We performed a case study by asking white-hat hackers to launch an APT attack in the deployed environment and collected system monitoring data (119 GB). We then used the AIQL system to investigate the complete attack sequence. Our investigation assumes no prior knowledge of the detailed attack steps but merely the alerts reported by two simple anomaly detectors that we deployed. We start with these alerts and compose AIQL queries. This document records the detailed investigation steps that we performed, including the AIQL queries, their execution results, and the deduced information about the attack sequence.
End-to-end performance comparison
The above figure shows the log10 transformed execution time of queries in the AIQL system, PostgreSQL and Neo4j. We observe that: (1) Neo4j runs slower than PostgreSQL, due to lack of support for efficient joins in graph databases; (2) both PostgreSQL and Neo4j become very slow when the query becomes complex (some queries cannot finish within 1 hour); (3) AIQL queries finish execution within 15 seconds; (4) the total investigation time is ~5.9 hours for PostgreSQL and ~7.5 hours for Neo4j. In contrast, the total investigation time for the AIQL system is within 3 minutes (124x speed-up over PostgreSQL and 157x speed-up over Neo4j).

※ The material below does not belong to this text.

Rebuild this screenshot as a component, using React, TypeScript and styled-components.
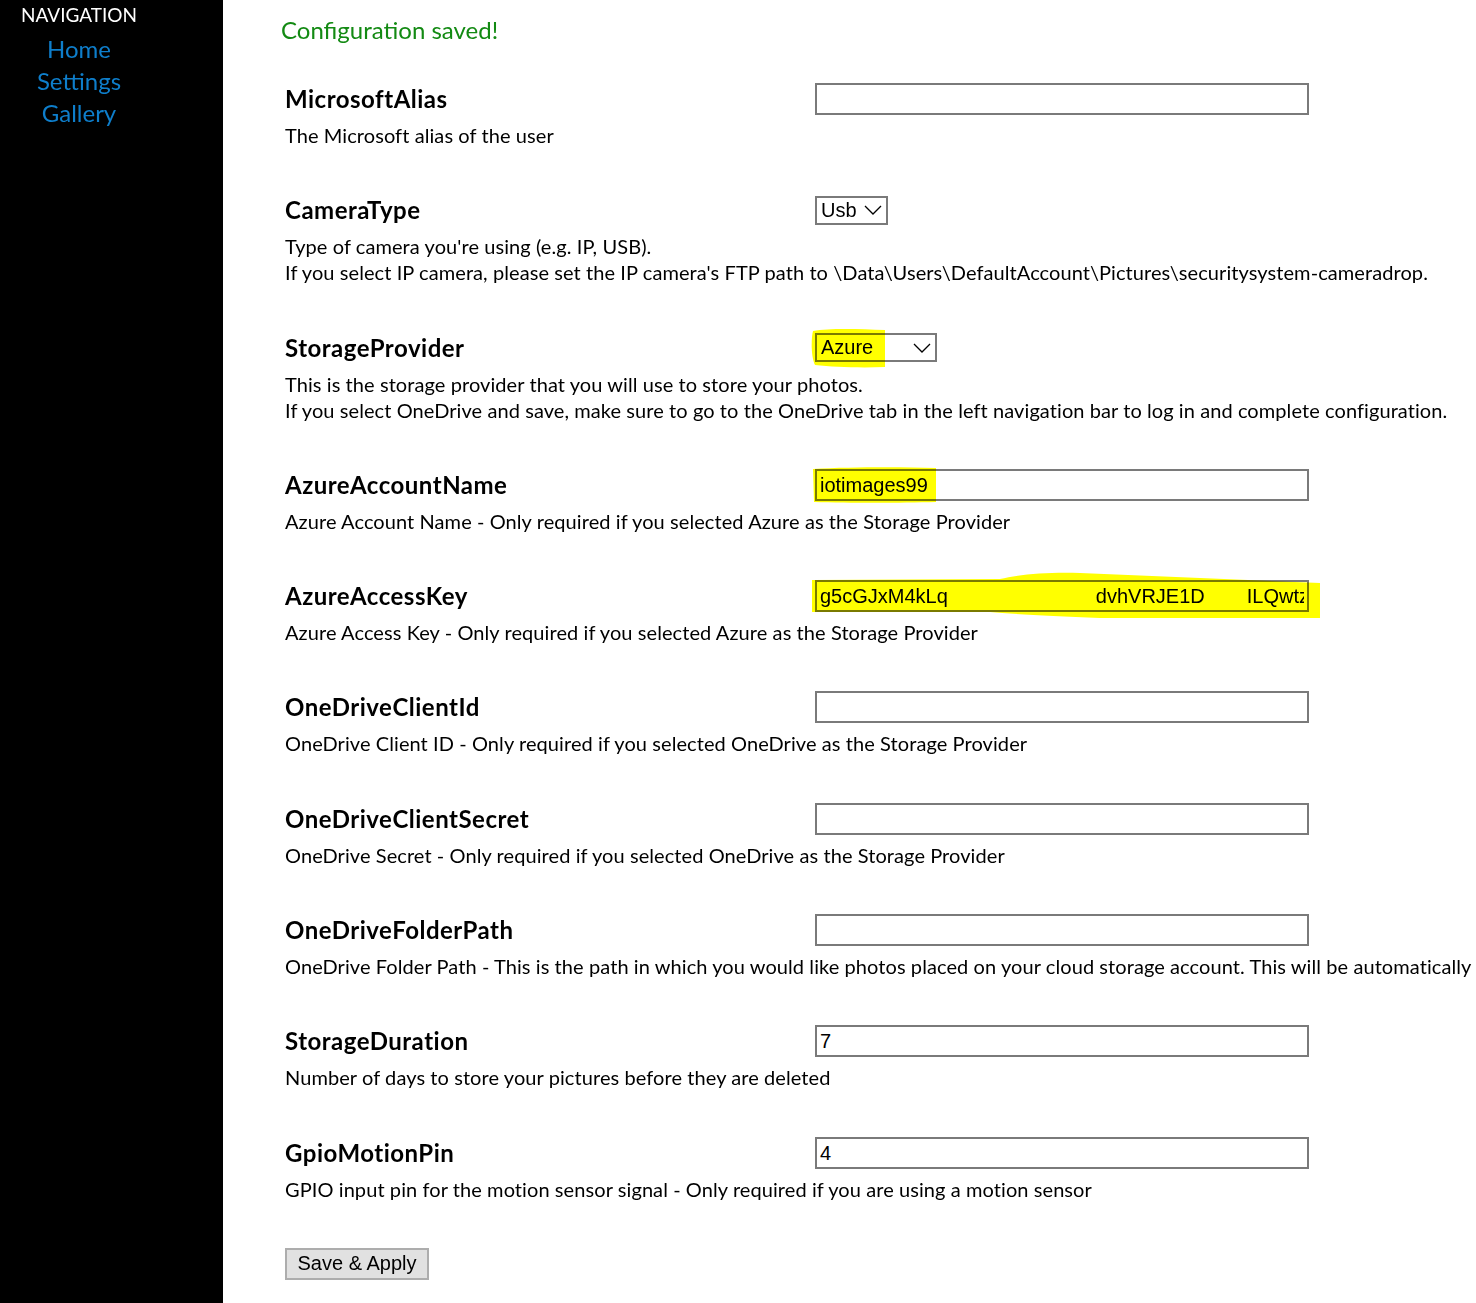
import React from 'react';
import styled, { createGlobalStyle } from 'styled-components';

const GlobalStyle = createGlobalStyle`
  html, body {
    margin: 0;
    padding: 0;
    background: #fff;
    overflow: hidden;
  }
  body {
    font-family: Lato, "Noto Sans", sans-serif;
  }
`;

const Page = styled.div`
  display: flex;
  min-height: 1303px;
  width: 1476px;
  overflow: hidden;
`;

const Sidebar = styled.nav`
  flex: 0 0 223px;
  background: #000;
`;

const NavInner = styled.div`
  width: 158px;
  padding-top: 3px;
  text-align: center;
`;

const NavTitle = styled.div`
  color: #fff;
  font-size: 19px;
  line-height: 24px;
  margin-bottom: 6px;
`;

const NavLink = styled.a`
  display: block;
  color: #0e7ecb;
  font-size: 24px;
  line-height: 32px;
  text-decoration: none;
`;

const Main = styled.main`
  flex: 1;
  padding: 14px 0 0 62px;
  min-width: 0;
`;

const Saved = styled.div`
  color: #138a13;
  font-size: 24px;
  line-height: 32px;
  margin-left: -4px;
  margin-bottom: 37px;
`;

const Row = styled.section`
  display: grid;
  grid-template-columns: 530px 494px;
  align-items: center;
  margin-bottom: 46.3px;
`;

const Title = styled.h3`
  margin: 0;
  font-size: 24px;
  font-weight: 700;
  letter-spacing: 0.5px;
  line-height: 32px;
  color: #000;
`;

const Desc = styled.div`
  grid-column: 1 / span 2;
  margin-top: 7px;
  font-size: 20px;
  letter-spacing: 0.08px;
  line-height: 26px;
  color: #000;
  white-space: nowrap;
`;

const Field = styled.div`
  position: relative;
  box-sizing: border-box;
  height: 32px;
  border: 2px solid #7a7a7a;
  background: #fff;
  padding: 0 3px;
  font-family: "Liberation Sans", Arial, sans-serif;
  font-size: 20px;
  line-height: 28px;
  color: #000;
  white-space: nowrap;
`;

const FieldText = styled.div`
  overflow: hidden;
`;

const Select = styled.div<{ $width: number }>`
  position: relative;
  box-sizing: border-box;
  width: ${(p) => p.$width}px;
  height: 29px;
  border: 2px solid #7a7a7a;
  background: #fff;
  padding: 0 4px;
  display: flex;
  align-items: center;
  justify-content: space-between;
  font-family: "Liberation Sans", Arial, sans-serif;
  font-size: 20px;
  color: #000;
`;

// highlighter strokes drawn over the screenshot, multiplied so text and borders show through
const Marker = styled.svg`
  position: absolute;
  pointer-events: none;
  mix-blend-mode: multiply;
`;

const Gap = styled.span<{ $w: number }>`
  display: inline-block;
  width: ${(p) => p.$w}px;
`;

const SaveButton = styled.button`
  box-sizing: border-box;
  width: 144px;
  height: 32px;
  background: #e1e1e1;
  border: 2px solid #adadad;
  border-radius: 0;
  font-family: "Liberation Sans", Arial, sans-serif;
  font-size: 20px;
  color: #000;
  padding: 0;
`;

const Chevron = () => (
  <svg width="18" height="10" viewBox="0 0 18 10">
    <path d="M1 1 L9 9 L17 1" fill="none" stroke="#000" strokeWidth="1.3" />
  </svg>
);

type Setting = {
  name: string;
  desc: string[];
  control: React.ReactNode;
};

const settings: Setting[] = [
  {
    name: 'MicrosoftAlias',
    desc: ['The Microsoft alias of the user'],
    control: <Field />,
  },
  {
    name: 'CameraType',
    desc: [
      "Type of camera you're using (e.g. IP, USB).",
      "If you select IP camera, please set the IP camera's FTP path to \\Data\\Users\\DefaultAccount\\Pictures\\securitysystem-cameradrop.",
    ],
    control: (
      <Select $width={73}>
        <span>Usb</span>
        <Chevron />
      </Select>
    ),
  },
  {
    name: 'StorageProvider',
    desc: [
      'This is the storage provider that you will use to store your photos.',
      'If you select OneDrive and save, make sure to go to the OneDrive tab in the left navigation bar to log in and complete configuration.',
    ],
    control: (
      <Select $width={122}>
        <span>Azure</span>
        <Chevron />
        <Marker width="80" height="42" viewBox="0 0 80 42" style={{ left: -8, top: -8 }}>
          <path d="M4 4 C20 1 50 2 76 3 L76 40 C50 41 25 40 6 38 C2 30 2 12 4 4 Z" fill="#ffff00" />
        </Marker>
      </Select>
    ),
  },
  {
    name: 'AzureAccountName',
    desc: ['Azure Account Name - Only required if you selected Azure as the Storage Provider'],
    control: (
      <Field>
        <FieldText>iotimages99</FieldText>
        <Marker width="130" height="40" viewBox="0 0 130 40" style={{ left: -7, top: -5 }}>
          <path d="M3 3 C40 1 90 1 126 2 L126 36 C90 37 40 37 4 36 Z" fill="#ffff00" />
        </Marker>
      </Field>
    ),
  },
  {
    name: 'AzureAccessKey',
    desc: ['Azure Access Key - Only required if you selected Azure as the Storage Provider'],
    control: (
      <Field>
        <FieldText>
          g5cGJxM4kLq
          <Gap $w={148} />
          dvhVRJE1D
          <Gap $w={42} />
          ILQwtz
        </FieldText>
        <Marker width="512" height="54" viewBox="0 0 512 54" style={{ left: -7, top: -14 }}>
          <path
            d="M2 12 L190 11 C210 6 240 4 270 5 L510 15 L510 50 L290 50 C240 48 200 46 180 44 L2 44 Z"
            fill="#ffff00"
          />
        </Marker>
      </Field>
    ),
  },
  {
    name: 'OneDriveClientId',
    desc: ['OneDrive Client ID - Only required if you selected OneDrive as the Storage Provider'],
    control: <Field />,
  },
  {
    name: 'OneDriveClientSecret',
    desc: ['OneDrive Secret - Only required if you selected OneDrive as the Storage Provider'],
    control: <Field />,
  },
  {
    name: 'OneDriveFolderPath',
    desc: [
      'OneDrive Folder Path - This is the path in which you would like photos placed on your cloud storage account. This will be automatically created if it does not exist.',
    ],
    control: <Field />,
  },
  {
    name: 'StorageDuration',
    desc: ['Number of days to store your pictures before they are deleted'],
    control: <Field>7</Field>,
  },
  {
    name: 'GpioMotionPin',
    desc: ['GPIO input pin for the motion sensor signal - Only required if you are using a motion sensor'],
    control: <Field>4</Field>,
  },
];

export default function App() {
  return (
    <>
      <GlobalStyle />
      <Page>
        <Sidebar>
          <NavInner>
            <NavTitle>NAVIGATION</NavTitle>
            <NavLink href="#">Home</NavLink>
            <NavLink href="#">Settings</NavLink>
            <NavLink href="#">Gallery</NavLink>
          </NavInner>
        </Sidebar>
        <Main>
          <Saved>Configuration saved!</Saved>
          {settings.map((s) => (
            <Row key={s.name}>
              <Title>{s.name}</Title>
              <div>{s.control}</div>
              <Desc>
                {s.desc.map((line) => (
                  <div key={line}>{line}</div>
                ))}
              </Desc>
            </Row>
          ))}
          <SaveButton>Save &amp; Apply</SaveButton>
        </Main>
      </Page>
    </>
  );
}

The largest AIQL query is c4-8 with 7 event patterns, 25 query constraints, 109 words and 463 characters (excluding spaces). In contrast, the corresponding SQL query contains 77 constraints (3.1x larger), 432 words (4.0x larger), and 2792 characters (6.0x larger). The corresponding Neo4j Cypher query contains 63 constraints (2.5x larger), 361 words (3.3x larger), and 2570 characters (5.6x larger). As the attack behaviors become more complex, SQL and Cypher queries become very verbose with many joins and constraints, posing challenges for composing the queries correctly in a timely manner to support attack investigation.